Go through the lines below. Copy those with "page".
+++++
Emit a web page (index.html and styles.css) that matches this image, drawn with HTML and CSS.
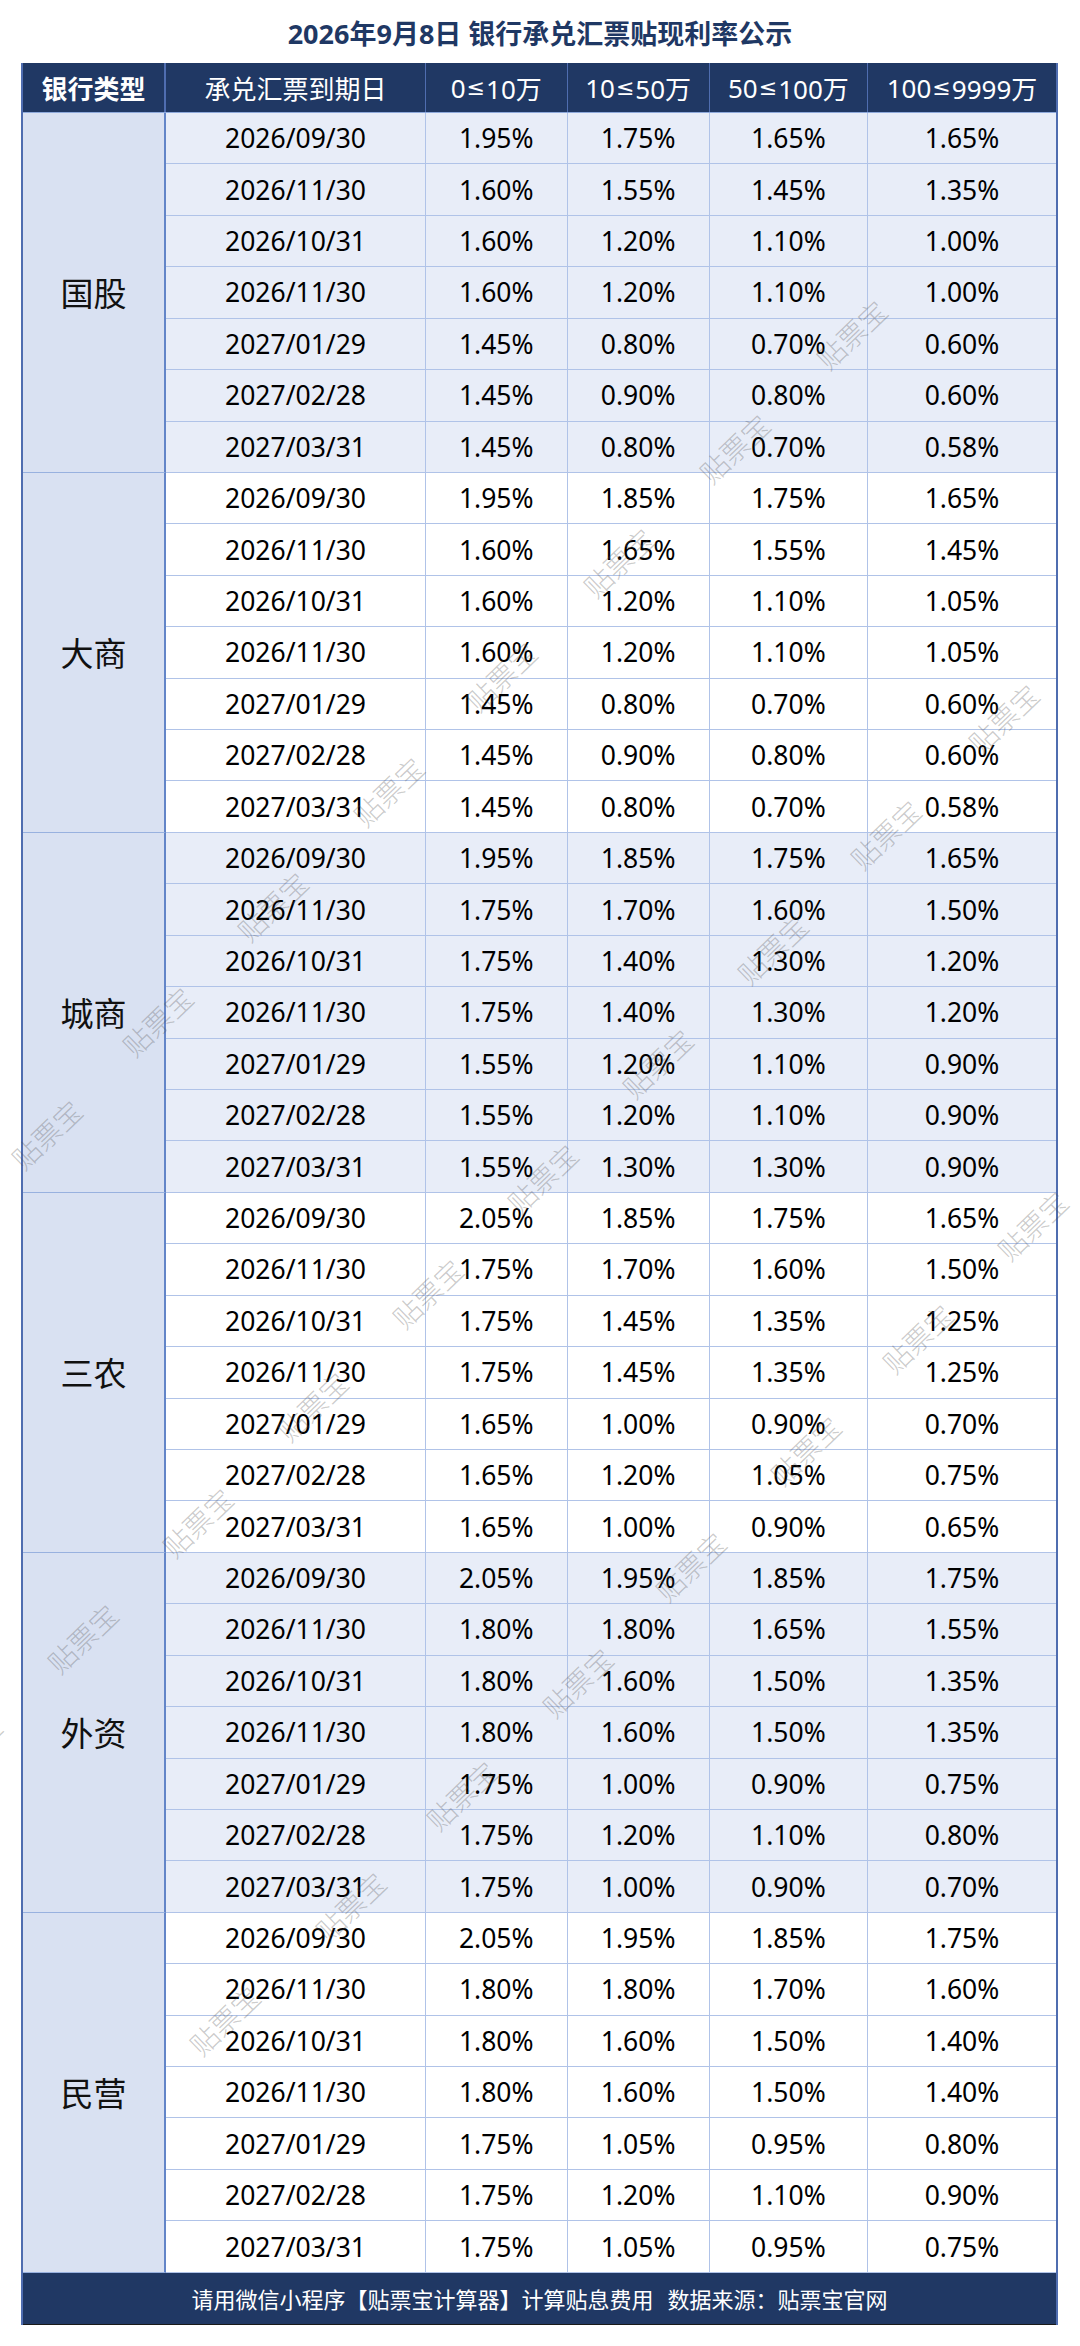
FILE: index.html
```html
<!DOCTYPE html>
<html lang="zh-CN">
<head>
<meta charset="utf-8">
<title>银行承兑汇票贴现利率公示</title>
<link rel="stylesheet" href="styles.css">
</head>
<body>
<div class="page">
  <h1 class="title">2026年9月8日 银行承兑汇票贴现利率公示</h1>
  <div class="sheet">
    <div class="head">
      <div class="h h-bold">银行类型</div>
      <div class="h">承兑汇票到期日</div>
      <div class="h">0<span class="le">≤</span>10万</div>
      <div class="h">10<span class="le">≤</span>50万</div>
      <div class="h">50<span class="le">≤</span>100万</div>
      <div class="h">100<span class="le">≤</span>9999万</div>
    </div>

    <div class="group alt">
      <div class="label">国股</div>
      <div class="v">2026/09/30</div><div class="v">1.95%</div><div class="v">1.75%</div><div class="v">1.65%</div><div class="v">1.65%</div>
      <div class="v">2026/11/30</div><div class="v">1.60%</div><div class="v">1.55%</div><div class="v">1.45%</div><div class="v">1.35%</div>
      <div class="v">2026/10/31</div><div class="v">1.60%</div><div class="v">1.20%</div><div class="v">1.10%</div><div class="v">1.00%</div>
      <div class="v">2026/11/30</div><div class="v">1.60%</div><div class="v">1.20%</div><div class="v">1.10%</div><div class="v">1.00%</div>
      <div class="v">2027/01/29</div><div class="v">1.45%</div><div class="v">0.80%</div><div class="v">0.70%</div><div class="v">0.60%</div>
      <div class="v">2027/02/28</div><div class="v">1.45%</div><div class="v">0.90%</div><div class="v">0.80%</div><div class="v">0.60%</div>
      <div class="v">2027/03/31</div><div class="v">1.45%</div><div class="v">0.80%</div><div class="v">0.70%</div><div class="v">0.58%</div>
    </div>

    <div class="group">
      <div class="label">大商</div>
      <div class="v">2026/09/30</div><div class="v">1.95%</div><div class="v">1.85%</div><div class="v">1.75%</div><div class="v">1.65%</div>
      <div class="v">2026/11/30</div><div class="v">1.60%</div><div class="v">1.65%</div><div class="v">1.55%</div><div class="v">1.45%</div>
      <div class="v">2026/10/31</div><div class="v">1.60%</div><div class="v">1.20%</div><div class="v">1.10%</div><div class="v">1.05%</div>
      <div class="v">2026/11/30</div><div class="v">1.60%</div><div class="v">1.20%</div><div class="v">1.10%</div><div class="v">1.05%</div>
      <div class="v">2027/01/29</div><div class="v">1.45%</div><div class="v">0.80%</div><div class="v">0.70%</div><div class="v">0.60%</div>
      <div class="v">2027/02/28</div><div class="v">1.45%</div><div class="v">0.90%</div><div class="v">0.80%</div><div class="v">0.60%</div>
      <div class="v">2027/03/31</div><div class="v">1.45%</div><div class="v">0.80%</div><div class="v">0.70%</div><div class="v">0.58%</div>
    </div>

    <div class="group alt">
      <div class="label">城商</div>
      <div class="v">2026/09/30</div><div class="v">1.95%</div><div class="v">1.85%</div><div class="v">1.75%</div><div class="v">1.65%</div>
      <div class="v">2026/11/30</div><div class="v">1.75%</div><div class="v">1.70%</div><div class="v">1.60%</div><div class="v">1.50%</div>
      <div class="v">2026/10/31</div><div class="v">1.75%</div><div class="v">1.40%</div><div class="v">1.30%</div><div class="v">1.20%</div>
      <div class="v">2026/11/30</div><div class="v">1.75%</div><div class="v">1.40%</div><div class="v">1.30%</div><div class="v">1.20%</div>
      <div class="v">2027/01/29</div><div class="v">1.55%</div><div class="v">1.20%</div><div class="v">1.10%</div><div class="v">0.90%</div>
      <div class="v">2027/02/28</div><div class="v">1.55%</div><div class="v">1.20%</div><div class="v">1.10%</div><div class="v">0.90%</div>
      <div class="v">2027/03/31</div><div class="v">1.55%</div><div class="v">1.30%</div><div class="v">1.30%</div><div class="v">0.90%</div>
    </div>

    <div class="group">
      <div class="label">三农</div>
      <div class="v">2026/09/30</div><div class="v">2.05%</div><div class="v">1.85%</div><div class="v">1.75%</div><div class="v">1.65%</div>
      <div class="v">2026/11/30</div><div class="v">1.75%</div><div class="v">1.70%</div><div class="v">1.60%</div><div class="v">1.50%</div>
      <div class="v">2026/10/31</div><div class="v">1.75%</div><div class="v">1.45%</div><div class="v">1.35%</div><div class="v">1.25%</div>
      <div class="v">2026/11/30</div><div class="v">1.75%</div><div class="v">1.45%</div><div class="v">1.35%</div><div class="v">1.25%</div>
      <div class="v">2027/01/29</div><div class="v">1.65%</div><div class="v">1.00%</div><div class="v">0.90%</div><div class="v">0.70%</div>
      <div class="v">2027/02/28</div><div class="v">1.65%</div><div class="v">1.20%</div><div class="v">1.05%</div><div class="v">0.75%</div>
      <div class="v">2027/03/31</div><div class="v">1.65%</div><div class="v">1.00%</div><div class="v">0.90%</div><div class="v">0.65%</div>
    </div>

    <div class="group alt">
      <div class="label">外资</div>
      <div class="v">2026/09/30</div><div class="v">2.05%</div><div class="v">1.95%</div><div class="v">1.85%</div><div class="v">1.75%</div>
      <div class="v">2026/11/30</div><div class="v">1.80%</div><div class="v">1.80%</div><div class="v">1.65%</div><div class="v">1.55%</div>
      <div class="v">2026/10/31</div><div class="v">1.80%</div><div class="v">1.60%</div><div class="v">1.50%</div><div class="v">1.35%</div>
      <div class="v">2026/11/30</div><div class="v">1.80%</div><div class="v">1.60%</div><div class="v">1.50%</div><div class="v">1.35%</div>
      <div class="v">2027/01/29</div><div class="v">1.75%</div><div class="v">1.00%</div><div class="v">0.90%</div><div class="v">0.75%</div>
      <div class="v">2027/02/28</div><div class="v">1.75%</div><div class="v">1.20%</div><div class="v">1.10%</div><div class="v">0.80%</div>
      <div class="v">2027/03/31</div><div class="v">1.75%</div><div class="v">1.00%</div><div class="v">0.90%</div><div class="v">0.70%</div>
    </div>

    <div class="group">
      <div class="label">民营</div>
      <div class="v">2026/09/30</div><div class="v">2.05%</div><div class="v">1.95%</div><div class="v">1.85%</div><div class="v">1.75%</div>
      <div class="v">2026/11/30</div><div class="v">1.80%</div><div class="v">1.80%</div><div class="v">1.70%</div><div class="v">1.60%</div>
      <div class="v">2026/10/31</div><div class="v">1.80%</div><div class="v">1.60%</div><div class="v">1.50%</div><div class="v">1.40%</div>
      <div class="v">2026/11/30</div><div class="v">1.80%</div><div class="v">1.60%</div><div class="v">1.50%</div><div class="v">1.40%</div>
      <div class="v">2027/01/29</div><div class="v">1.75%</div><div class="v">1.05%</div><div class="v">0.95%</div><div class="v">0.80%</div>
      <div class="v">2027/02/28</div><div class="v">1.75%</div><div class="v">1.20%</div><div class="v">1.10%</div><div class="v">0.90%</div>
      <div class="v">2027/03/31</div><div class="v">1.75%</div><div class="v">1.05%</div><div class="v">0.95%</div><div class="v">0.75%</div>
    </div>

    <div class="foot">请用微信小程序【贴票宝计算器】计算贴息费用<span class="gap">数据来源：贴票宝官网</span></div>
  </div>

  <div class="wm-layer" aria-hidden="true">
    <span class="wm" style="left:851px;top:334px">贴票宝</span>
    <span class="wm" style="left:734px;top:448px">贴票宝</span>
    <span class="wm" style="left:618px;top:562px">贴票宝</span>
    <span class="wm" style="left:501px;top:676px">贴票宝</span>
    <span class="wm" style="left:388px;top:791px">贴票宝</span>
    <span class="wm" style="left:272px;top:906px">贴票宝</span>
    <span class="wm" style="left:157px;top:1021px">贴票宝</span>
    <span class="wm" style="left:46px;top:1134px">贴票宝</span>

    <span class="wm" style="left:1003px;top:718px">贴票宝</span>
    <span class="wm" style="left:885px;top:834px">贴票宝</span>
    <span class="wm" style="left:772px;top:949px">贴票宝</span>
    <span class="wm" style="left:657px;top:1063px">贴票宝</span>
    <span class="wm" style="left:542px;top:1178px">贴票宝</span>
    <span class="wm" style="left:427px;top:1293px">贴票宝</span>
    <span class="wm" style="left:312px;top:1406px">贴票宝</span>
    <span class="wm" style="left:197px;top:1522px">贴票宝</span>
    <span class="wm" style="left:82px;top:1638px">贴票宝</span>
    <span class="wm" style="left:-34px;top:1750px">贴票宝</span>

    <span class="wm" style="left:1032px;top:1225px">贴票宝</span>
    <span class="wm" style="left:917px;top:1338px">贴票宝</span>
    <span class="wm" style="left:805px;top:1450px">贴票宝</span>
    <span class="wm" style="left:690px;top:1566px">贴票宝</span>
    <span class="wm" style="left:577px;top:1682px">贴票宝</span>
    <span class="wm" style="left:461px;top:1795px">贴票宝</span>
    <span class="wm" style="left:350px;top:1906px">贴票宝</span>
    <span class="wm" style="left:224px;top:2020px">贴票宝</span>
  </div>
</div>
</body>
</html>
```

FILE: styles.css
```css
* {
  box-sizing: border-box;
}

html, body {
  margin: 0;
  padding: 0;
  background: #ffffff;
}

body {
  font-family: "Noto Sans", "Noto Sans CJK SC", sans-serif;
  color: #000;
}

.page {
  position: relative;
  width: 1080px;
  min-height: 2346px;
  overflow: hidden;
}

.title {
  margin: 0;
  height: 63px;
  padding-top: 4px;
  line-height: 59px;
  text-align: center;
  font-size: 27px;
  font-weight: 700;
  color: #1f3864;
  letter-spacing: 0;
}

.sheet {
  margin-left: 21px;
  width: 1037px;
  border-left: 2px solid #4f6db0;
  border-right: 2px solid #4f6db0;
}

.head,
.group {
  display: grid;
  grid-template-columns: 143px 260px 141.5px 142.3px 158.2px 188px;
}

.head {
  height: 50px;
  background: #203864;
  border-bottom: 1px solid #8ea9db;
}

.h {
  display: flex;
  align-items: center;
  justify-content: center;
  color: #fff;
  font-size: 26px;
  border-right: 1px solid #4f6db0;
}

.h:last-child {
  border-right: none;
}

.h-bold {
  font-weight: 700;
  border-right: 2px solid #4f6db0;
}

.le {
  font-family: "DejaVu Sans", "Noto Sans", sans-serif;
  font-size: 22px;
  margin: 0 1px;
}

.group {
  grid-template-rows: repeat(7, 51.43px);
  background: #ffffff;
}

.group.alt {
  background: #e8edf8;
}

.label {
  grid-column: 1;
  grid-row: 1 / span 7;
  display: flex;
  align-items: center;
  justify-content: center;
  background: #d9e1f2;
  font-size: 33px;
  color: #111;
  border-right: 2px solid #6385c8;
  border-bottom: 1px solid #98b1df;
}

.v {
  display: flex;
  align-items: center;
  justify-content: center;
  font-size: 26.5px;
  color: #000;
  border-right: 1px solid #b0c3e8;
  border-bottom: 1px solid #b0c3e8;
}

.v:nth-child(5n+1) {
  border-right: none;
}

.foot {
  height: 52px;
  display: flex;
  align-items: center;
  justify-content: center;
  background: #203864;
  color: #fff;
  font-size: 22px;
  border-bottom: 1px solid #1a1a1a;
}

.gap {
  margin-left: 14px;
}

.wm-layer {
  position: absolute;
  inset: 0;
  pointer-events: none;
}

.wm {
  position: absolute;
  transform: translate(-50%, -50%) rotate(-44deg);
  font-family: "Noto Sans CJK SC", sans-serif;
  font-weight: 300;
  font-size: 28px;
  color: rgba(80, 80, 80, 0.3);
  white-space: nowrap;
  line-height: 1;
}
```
+++++
Reply to the exercise:
Emit a web page (index.html and styles.css) that matches this image, drawn with HTML and CSS.
<div class="page">
.page {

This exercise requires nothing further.